Élu président, Macron aura un autre discours. En 2023, le président français déclarait « qu’il n’avait pas à demander pardon pour la colonisation ». Ce que le chef de l’Etat français a oublié ou n’a pas compris, ou ne compte pas comprendre, c’est que les Algériens ne cherchent pas un pardon français.

Les crimes étant imprescriptibles, les Algériens demandent aux Français de reconnaître leurs forfaits, de reconnaître qu’ils ont commis l’irréparable à l’encontre de tout un peuple martyrisé 132 années durant. Aucune réparation aussi importante soit-elle ne pourra compenser les ravages d’une guerre coloniale, aliénante, annihilatrice et déshumanisante. Comme aucune excuse ou pardon ne sauraient panser les plaies béantes qui marquent encore l’imaginaire du peuple algérien.

Ce que les Algériens réclament, c’est la restitution de tout ce que les Français ont volé en envahissant le pays.
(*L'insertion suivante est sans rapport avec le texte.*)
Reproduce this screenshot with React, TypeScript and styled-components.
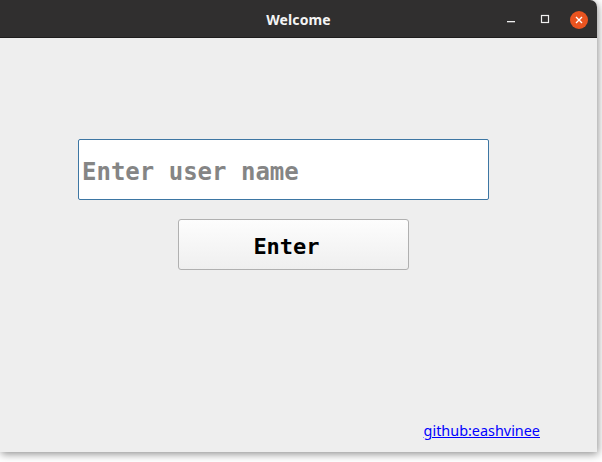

Du Canon Baba Marzouk, au sabre de l’Emir Abdelkader en passant par les archives de l’époque ottomane, de la colonisation et surtout de la période de la révolution.

Le séquestre de l’histoire de l’Algérie par la France néocoloniale et foncièrement revancharde est en soi un crime qui contribue à la perpétuation d’un complexe outre Méditerranée, celui du colonisateur qui refuse de voir la vérité en face, celle de la victoire d’un peuple qui a décidé de prendre son destin entre ses mains et lancer une révolution libératrice de la terre et de l’homme en Algérie et dans le monde, le 1er novembre 1954.